Si parla sempre più spesso di protezione ambientale in Europa e nel mondo, a causa delle bizzarrie atmosferiche dovute al riscaldamento globale. Qualcuno dice che attorno al tema ambientale comincerà a ruotare l’azione politica nei prossimi anni. Per ora i verdi, almeno in Italia, sono scomparsi dallo schermo del radar dei partiti. Per il futuro, si vedrà. Resta che da noi, nonostante smog, siccità e magari qualche alluvione di troppo, l’ambiente non è proprio tra le principali preoccupazioni, come certificano le agenzie mondiali di misurazione delle tendenze ambientali.
Secondo l’Environmental Performance Index 2018, un’inchiesta prodotta dalla Yale University e dalla Columbia University in collaborazione con il World Economic Forum, su 180 paesi al mondo misurati su emissioni e vitalità dell’ecosistema, l’Italia risulta essere al sedicesimo posto. Beh, non male, si potrebbe pensare. Tuttavia, in Europa siamo ultimi, preceduti da tutti fuorché Olanda e Grecia.

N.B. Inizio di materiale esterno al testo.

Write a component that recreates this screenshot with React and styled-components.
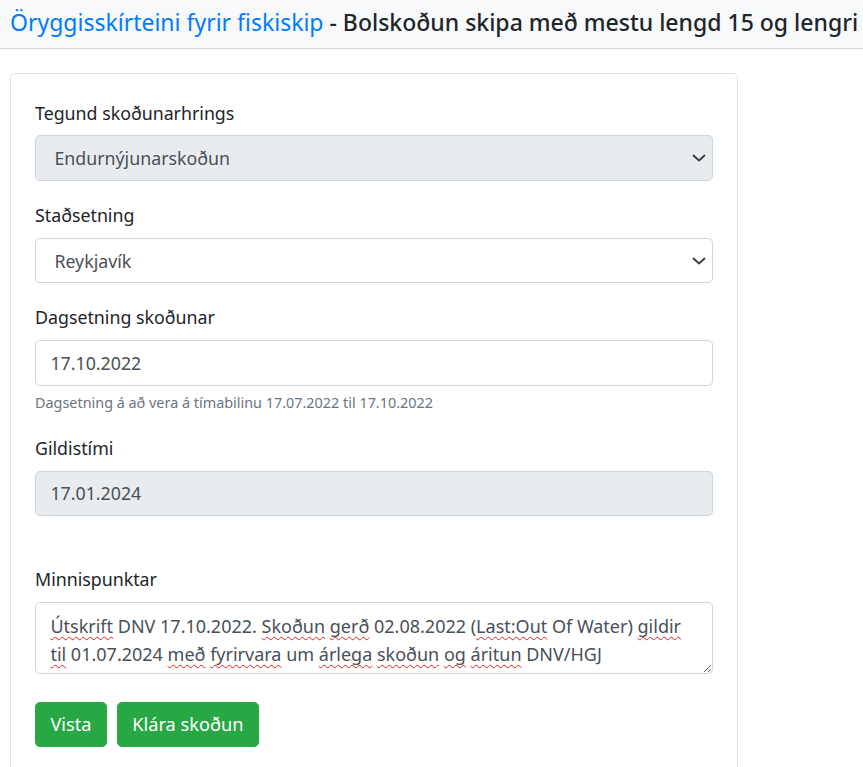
import * as React from "react"
import styled, { createGlobalStyle } from "styled-components"

const GlobalStyle = createGlobalStyle`
  body {
    margin: 0;
    background: #fff;
    color: #212529;
    font-family: "Noto Sans", "Open Sans", sans-serif;
  }
  * { box-sizing: border-box; }
`

const Header = styled.header`
  background: #f8f9fa;
  border-bottom: 1px solid #d3d5d8;
  padding: 8px 10px 11px;
`

const Title = styled.h5`
  margin: 0;
  font-size: 23px;
  line-height: 29px;
  font-weight: 500;
  white-space: nowrap;
  color: #212529;
`

const TitleLink = styled.a`
  color: #007bff;
  font-weight: 400;
  text-decoration: none;
`

const Card = styled.div`
  width: 728px;
  margin: 24px 0 0 10px;
  border: 1px solid #dfe1e4;
  border-radius: 4.8px;
  padding: 23px 24px 40px;
`

const Group = styled.div`
  margin-bottom: ${p => (p.$mb ?? 18.5)}px;
`

const Label = styled.label`
  display: block;
  font-size: 17.8px;
  line-height: 28.8px;
  padding-top: 1.5px;
  margin-bottom: 8.1px;
  color: #212529;
`

const SelectWrap = styled.div`
  position: relative;
`

const Select = styled.select`
  display: block;
  width: 100%;
  height: 45.6px;
  padding: 0 40px 0 18.4px;
  font: inherit;
  font-size: 17.8px;
  color: #495057;
  background: ${p => (p.disabled ? "#e9ecef" : "#fff")};
  border: 1px solid #ced4da;
  border-radius: 4.8px;
  appearance: none;
  opacity: 1;
  outline: none;
`

const Chevron = styled.svg`
  position: absolute;
  right: 7px;
  top: 50%;
  transform: translateY(-50%);
  pointer-events: none;
`

const Input = styled.input`
  display: block;
  width: 100%;
  height: 45.6px;
  padding: 0 14.4px;
  font: inherit;
  font-size: 17.8px;
  color: #495057;
  background: ${p => (p.readOnly ? "#e9ecef" : "#fff")};
  border: 1px solid #ced4da;
  border-radius: 4.8px;
  outline: none;
`

const Help = styled.small`
  display: block;
  margin-top: 4.8px;
  font-size: 14.4px;
  line-height: 23px;
  color: #6c757d;
`

const NoteBox = styled.div`
  height: 72px;
  padding: 9px 14.4px 5px;
  font-size: 18px;
  line-height: 28px;
  color: #495057;
  border: 1px solid #ced4da;
  border-radius: 4.8px;
  overflow: auto;
  resize: vertical;
`

const Misspelled = styled.span`
  text-decoration: underline wavy #e0201c;
  text-decoration-thickness: 1px;
  text-decoration-skip-ink: none;
  text-underline-offset: 3px;
`

const Actions = styled.div`
  display: flex;
  gap: 10px;
  margin-top: 28px;
`

const Button = styled.button`
  height: 44.6px;
  padding: 0 14.4px;
  font: inherit;
  font-size: 18.2px;
  color: #fff;
  background: #28a745;
  border: 1px solid #28a745;
  border-radius: 4.8px;
  cursor: pointer;
`

const ChevronIcon = () => (
  <Chevron width="14" height="8" viewBox="0 0 14 8">
    <path d="M1.5 1.5l5.5 5 5.5-5" fill="none" stroke="#343a40" strokeWidth="1.8" strokeLinecap="round" strokeLinejoin="round" />
  </Chevron>
)

const SelectField = ({ value, disabled }) => (
  <SelectWrap>
    <Select disabled={disabled} defaultValue={value}>
      <option>{value}</option>
    </Select>
    <ChevronIcon />
  </SelectWrap>
)

const w = t => <Misspelled>{t}</Misspelled>

export default function App() {
  return (
    <>
      <GlobalStyle />
      <Header>
        <Title>
          <TitleLink href="#">Öryggisskírteini fyrir fiskiskip</TitleLink> - Bolskoðun skipa með mestu lengd 15 og lengri
        </Title>
      </Header>
      <Card>
        <Group>
          <Label>Tegund skoðunarhrings</Label>
          <SelectField value="Endurnýjunarskoðun" disabled />
        </Group>
        <Group>
          <Label>Staðsetning</Label>
          <SelectField value="Reykjavík" />
        </Group>
        <Group>
          <Label>Dagsetning skoðunar</Label>
          <Input defaultValue="17.10.2022" />
          <Help>Dagsetning á að vera á tímabilinu 17.07.2022 til 17.10.2022</Help>
        </Group>
        <Group $mb={47.5}>
          <Label>Gildistími</Label>
          <Input readOnly defaultValue="17.01.2024" />
        </Group>
        <Group $mb={0}>
          <Label>Minnispunktar</Label>
          <NoteBox>
            {w("Útskrift")} DNV 17.10.2022. {w("Skoðun")} {w("gerð")} 02.08.2022 ({w("Last:Out")} Of Water) {w("gildir")}{" "}
            {w("til")} 01.07.2024 {w("með")} {w("fyrirvara")} um {w("árlega")} {w("skoðun")} {w("og")} {w("áritun")} DNV/HGJ
          </NoteBox>
        </Group>
        <Actions>
          <Button>Vista</Button>
          <Button>Klára skoðun</Button>
        </Actions>
      </Card>
    </>
  )
}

Eppure comincia a circolare una certa coscienza nel Paese, per cui il tema ambientale è sempre più svuotato della sua componente ideologica e arricchito da orientamenti di carattere semplicemente realistico. Prendersi cura dell’ambiente, sostiene per esempio l’enciclica Laudato si’ (2015), ha un profondo valore democratico, perché “se si vuole veramente costruire un’ecologia che ci permetta di riparare tutto ciò che abbiamo distrutto, allora nessun ramo delle scienze e nessuna forma di saggezza può essere trascurata, nemmeno quella religiosa con il suo linguaggio proprio” (63). Da questo punto di vista il tema ecologico, inteso come parte di una visione complessiva e positiva del creato, comprende una dimensione educativa di primaria importanza e forte suggestione.

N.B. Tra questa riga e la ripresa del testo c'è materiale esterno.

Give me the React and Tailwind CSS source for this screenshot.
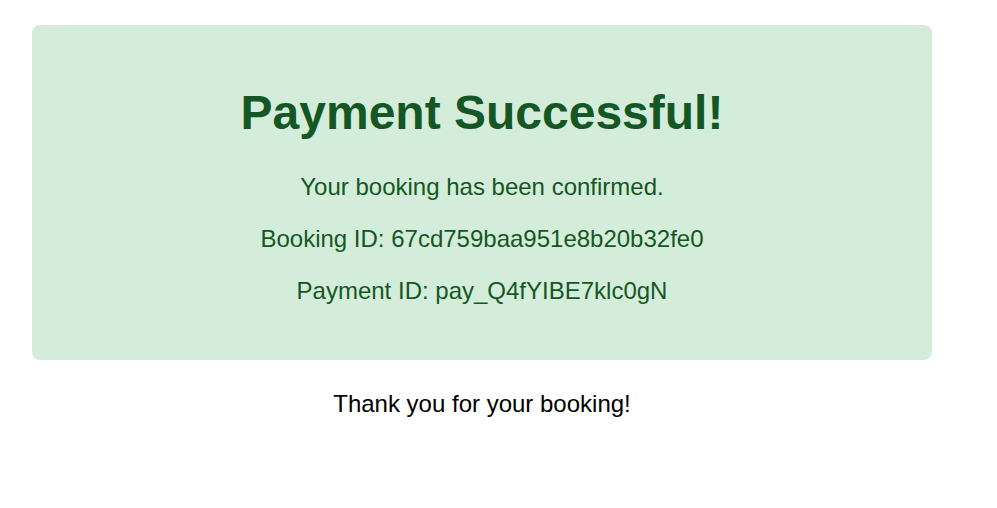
import React from 'react';

export default function App() {
  const details = [
    'Your booking has been confirmed.',
    'Booking ID: 67cd759baa951e8b20b32fe0',
    'Payment ID: pay_Q4fYIBE7klc0gN'
  ];

  return (
    <div className="min-h-[508px] bg-white pl-[32px] pt-[25px]" style={{ fontFamily: '"Liberation Sans", Arial, sans-serif' }}>
      <div className="w-[900px]">
        {/* Success card */}
        <div className="flex flex-col items-center rounded-[8px] bg-[#d4edda] pt-[60px] pb-[55px] text-[#155724]">
          <h1 className="text-[48px] font-bold leading-[56px]">Payment Successful!</h1>
          <div className="mt-[32px] flex flex-col items-center gap-[24px]">
            {details.map((line) => (
              <p key={line} className="text-[24px] leading-[28px]">{line}</p>
            ))}
          </div>
        </div>

        <p className="mt-[30px] text-center text-[24px] leading-[28px] text-black">
          Thank you for your booking!
        </p>
      </div>
    </div>
  );
}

Che cosa sta succedendo in proposito nelle nostre scuole? Nel (lontano!) 2015 il Miur pubblicò alcune impegnative Linee guida per l’educazione ambientale collegate alla legge sulla “Buona Scuola”, frutto del lavoro di una commissione di esperti. Doveva trattarsi, queste le premesse, di una “rivoluzione tra i banchi di scuola” dal momento che l’educazione ambientale sarebbe entrata prima nei programmi delle materie affini per poi assumere il profilo di una materia a sé. La svolta non si è verificata. Le Linee guida campeggiano ancora sui siti scolastici, costituite da analisi di contesto e percorsi didattici, nonché schede tecniche di approfondimento. È probabile che qualche istituto scolastico le abbia adottate, ma, come spesso accade in questo settore, le buone pratiche delle scuole autonome, ove esistano, faticano a realizzare un patrimonio conosciuto e condiviso da tutti. Non esiste a livello centrale una sorta di archivio in cui siano raccolti racconti e testimonianze. Di conseguenza, al cambio del ministro, si fa piazza pulita e si cambia tutto.
La riprova è in ciò che segue. Recentemente, esattamente il 5 dicembre 2018, è stato stilato un protocollo d’intesa tra il Miur, nella persona del ministro Bussetti, e il ministero dell’Ambiente, nella persona del ministro Costa, che punta a rendere strutturali i percorsi di educazione ambientale nelle scuole (ancora!), stanziando da subito una somma non indifferente, pari a 1,3 milioni di euro destinati appunto alle istituzioni scolastiche. Il protocollo intende sostenere le iniziative autonome delle scuole, i programmi di formazione e aggiornamento per docenti e Ata. Si specifica anche che dovranno essere privilegiate azioni per la qualificazione degli spazi educativi e degli edifici scolastici e iniziative che favoriscano lo sviluppo di curricula e di esperienze scuola-lavoro nel settore della green economy, nonché esperienze didattiche sul campo e viaggi d’istruzione in contesti naturali, quali le aree protette italiane e le aree di interesse naturalistico.
L’obiettivo ultimo di questa strategia interministeriale è di arrivare preparati al “World Cleanup Day” del 10 maggio 2019, un vasto programma di azione sociale globale volto a combattere il problema dei rifiuti solidi globali, compreso il problema dei detriti marini. Per festeggiare questa data, i ministeri di cui sopra invitano le scuole a realizzare campagne di comunicazione, spot video/radiofonici e contenuti per i social network sui temi dell’utilizzo della plastica e dell’importanza del riciclo.
Tutto così bello, si direbbe, tutto così green. E tutto nella solita fretta e convulsione. Non sarebbe stato più utile e proficuo anzitutto diffondere racconti ed esperienze, fatti di scuola e di persone, professionalità e attenzione reale al cambiamento dove si è verificato? L’attenzione all’ambiente, si dice spesso, è una questione di cultura. Ma come si fa a promuovere la cultura se manca una storia?